- Required task
Identify each line below that contains the word "screenshot", and copy it out.

- Listing
___

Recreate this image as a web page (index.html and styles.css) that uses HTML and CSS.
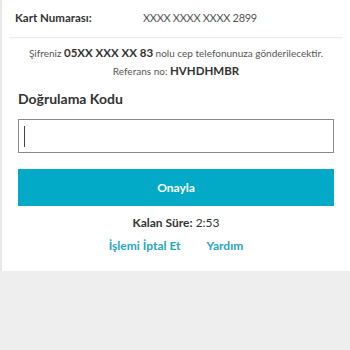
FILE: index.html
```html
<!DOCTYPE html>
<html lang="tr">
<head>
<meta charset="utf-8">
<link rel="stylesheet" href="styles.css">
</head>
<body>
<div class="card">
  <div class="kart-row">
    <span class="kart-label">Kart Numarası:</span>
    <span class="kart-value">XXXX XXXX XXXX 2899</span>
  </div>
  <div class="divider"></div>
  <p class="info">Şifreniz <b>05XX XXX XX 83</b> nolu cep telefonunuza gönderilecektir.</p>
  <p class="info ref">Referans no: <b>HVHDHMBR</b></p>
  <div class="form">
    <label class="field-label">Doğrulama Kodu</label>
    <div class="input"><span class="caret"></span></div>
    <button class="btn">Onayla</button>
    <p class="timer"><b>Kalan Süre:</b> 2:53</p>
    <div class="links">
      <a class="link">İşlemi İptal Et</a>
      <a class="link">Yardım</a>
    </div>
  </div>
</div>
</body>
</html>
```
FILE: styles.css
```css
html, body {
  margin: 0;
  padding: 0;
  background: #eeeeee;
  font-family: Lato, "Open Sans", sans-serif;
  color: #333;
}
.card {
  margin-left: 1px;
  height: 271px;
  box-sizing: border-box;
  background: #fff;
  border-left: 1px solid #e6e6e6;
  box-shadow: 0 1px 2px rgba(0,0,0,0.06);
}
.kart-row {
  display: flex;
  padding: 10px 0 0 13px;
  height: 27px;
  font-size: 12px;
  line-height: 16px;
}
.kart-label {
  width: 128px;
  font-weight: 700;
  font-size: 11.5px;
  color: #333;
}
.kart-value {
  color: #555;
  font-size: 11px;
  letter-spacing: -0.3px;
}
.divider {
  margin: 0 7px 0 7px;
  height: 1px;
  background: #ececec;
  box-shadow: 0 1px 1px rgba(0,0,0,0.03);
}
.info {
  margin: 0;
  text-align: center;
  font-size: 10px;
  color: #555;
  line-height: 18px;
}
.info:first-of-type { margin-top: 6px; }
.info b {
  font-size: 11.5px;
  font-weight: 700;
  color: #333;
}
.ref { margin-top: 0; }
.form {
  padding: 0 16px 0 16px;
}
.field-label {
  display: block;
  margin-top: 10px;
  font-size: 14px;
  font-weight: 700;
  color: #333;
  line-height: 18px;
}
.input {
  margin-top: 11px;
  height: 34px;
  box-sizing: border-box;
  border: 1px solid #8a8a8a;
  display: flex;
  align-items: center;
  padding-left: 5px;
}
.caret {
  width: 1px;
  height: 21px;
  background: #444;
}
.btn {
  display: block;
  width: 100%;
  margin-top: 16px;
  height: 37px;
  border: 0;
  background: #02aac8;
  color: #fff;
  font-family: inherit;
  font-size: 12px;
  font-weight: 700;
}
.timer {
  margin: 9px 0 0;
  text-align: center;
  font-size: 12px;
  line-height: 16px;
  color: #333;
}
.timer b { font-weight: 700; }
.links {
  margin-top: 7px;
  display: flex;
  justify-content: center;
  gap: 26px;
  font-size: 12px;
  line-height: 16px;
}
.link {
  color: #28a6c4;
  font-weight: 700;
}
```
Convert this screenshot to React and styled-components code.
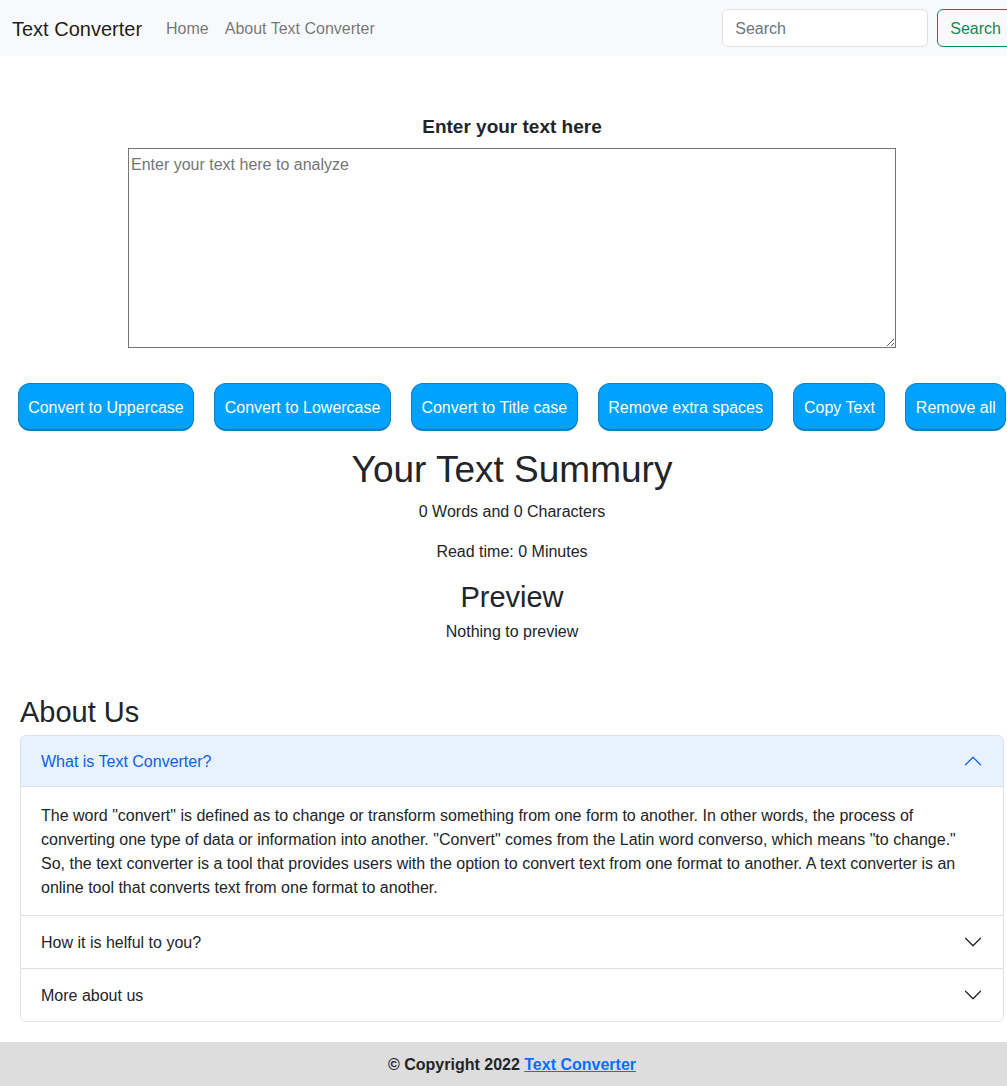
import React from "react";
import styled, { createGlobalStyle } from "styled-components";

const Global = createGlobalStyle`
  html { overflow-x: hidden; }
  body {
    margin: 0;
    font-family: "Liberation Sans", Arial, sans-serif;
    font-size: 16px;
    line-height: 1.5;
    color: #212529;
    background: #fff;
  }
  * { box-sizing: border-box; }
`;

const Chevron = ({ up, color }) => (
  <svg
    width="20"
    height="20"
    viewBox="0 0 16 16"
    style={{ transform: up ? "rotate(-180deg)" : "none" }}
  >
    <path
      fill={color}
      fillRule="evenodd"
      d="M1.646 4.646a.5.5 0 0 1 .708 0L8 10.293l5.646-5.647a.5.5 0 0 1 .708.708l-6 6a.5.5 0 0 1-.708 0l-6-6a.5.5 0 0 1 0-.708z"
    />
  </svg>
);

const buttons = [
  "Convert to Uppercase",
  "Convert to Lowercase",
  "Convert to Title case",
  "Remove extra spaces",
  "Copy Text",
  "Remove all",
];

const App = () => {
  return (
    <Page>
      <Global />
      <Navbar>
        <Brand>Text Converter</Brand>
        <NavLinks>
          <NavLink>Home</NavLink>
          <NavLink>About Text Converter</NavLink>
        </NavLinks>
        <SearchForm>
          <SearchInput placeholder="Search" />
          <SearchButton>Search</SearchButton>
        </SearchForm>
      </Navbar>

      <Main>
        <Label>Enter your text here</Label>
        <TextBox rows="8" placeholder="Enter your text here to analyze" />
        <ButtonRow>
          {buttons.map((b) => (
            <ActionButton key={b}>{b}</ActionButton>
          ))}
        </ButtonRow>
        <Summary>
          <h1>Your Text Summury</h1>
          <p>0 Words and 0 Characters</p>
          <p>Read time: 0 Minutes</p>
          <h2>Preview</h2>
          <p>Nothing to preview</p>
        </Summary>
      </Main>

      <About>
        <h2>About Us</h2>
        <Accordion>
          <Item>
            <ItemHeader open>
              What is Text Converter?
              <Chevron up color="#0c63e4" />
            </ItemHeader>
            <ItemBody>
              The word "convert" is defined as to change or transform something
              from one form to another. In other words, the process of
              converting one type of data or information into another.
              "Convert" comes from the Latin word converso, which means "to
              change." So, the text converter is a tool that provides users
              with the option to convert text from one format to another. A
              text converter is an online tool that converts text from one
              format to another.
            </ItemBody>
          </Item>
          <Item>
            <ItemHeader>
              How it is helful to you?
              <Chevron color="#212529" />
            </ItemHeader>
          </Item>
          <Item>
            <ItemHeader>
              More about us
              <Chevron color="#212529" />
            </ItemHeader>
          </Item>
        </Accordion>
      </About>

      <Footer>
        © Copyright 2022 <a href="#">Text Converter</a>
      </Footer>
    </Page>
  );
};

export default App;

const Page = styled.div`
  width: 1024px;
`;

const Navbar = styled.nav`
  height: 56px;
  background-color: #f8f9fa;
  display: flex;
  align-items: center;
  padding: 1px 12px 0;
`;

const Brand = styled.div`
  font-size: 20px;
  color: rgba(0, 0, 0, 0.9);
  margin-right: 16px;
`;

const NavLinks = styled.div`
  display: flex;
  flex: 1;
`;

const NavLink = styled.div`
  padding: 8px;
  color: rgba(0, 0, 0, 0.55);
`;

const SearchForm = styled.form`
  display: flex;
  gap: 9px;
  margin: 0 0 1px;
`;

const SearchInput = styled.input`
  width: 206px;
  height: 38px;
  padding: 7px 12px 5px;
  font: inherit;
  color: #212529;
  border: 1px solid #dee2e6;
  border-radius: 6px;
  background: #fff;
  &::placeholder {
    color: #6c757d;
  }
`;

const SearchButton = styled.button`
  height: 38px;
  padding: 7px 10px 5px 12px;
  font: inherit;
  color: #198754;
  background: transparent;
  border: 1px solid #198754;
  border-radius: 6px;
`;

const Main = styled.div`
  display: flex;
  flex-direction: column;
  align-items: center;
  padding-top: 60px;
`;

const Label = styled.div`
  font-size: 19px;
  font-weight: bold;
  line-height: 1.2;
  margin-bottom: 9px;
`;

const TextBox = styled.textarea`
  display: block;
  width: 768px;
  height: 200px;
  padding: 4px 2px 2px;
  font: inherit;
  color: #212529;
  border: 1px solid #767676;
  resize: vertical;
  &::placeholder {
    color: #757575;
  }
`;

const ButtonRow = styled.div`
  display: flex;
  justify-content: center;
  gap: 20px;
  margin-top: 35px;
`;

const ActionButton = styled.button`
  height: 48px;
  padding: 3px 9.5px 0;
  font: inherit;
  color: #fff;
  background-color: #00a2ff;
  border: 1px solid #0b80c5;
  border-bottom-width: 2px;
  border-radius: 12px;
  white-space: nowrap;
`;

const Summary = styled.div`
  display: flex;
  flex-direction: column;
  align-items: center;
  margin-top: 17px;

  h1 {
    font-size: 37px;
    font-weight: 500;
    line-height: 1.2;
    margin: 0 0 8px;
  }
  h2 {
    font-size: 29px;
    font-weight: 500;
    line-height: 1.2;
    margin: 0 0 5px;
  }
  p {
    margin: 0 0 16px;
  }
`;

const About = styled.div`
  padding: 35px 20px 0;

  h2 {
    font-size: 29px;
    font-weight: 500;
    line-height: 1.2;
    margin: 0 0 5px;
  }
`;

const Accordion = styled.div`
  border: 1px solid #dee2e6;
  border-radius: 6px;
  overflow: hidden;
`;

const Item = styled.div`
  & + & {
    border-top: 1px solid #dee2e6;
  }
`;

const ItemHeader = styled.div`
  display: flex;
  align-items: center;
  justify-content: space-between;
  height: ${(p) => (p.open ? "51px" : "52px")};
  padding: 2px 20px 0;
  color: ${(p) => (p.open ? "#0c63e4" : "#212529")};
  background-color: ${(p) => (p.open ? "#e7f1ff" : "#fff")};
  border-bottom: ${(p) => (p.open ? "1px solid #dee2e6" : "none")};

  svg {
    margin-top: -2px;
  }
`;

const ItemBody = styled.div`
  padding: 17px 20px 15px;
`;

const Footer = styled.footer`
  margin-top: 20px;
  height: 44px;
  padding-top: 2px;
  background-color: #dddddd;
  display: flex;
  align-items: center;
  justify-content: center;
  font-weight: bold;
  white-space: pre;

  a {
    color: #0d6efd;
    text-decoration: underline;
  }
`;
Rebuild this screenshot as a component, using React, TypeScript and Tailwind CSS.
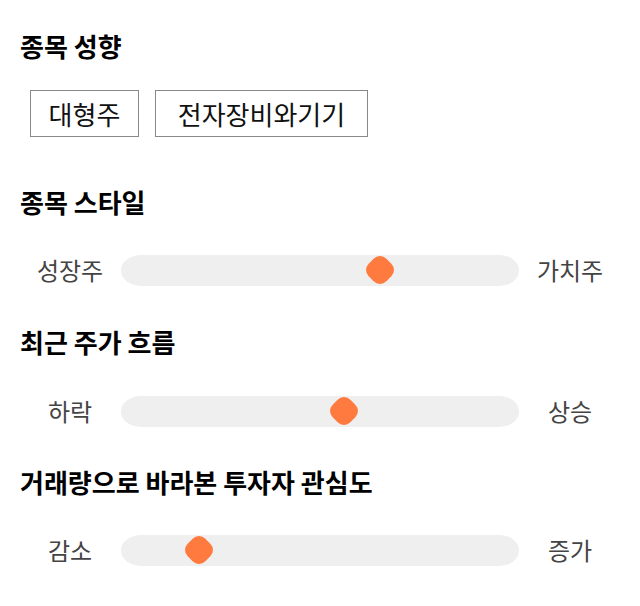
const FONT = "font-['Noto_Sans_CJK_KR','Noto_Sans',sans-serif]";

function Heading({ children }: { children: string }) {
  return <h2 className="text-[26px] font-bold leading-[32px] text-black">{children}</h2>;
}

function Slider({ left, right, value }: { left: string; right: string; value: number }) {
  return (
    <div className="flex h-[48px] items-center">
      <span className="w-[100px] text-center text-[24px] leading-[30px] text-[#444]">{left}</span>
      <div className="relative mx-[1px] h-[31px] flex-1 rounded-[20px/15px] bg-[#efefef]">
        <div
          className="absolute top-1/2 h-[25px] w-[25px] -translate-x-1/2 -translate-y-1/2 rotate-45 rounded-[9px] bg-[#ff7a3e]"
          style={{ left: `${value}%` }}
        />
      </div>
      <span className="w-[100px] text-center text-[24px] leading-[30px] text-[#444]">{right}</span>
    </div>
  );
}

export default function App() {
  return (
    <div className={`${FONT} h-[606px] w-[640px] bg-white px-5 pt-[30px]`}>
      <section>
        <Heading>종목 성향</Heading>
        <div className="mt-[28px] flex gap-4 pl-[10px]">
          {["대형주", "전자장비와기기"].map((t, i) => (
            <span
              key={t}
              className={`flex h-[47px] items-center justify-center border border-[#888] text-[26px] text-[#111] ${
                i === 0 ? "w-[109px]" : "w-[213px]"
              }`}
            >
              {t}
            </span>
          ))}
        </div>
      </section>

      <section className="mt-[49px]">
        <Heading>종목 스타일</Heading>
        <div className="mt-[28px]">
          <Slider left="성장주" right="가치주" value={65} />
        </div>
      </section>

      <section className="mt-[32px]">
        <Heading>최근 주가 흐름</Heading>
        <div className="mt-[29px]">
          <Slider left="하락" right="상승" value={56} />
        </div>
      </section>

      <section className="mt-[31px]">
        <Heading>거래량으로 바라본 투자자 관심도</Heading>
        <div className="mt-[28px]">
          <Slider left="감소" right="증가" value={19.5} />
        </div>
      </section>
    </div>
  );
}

___

- Output of the exercise
Convert this screenshot to React and styled-components code.
Rebuild this screenshot as a component, using React, TypeScript and Tailwind CSS.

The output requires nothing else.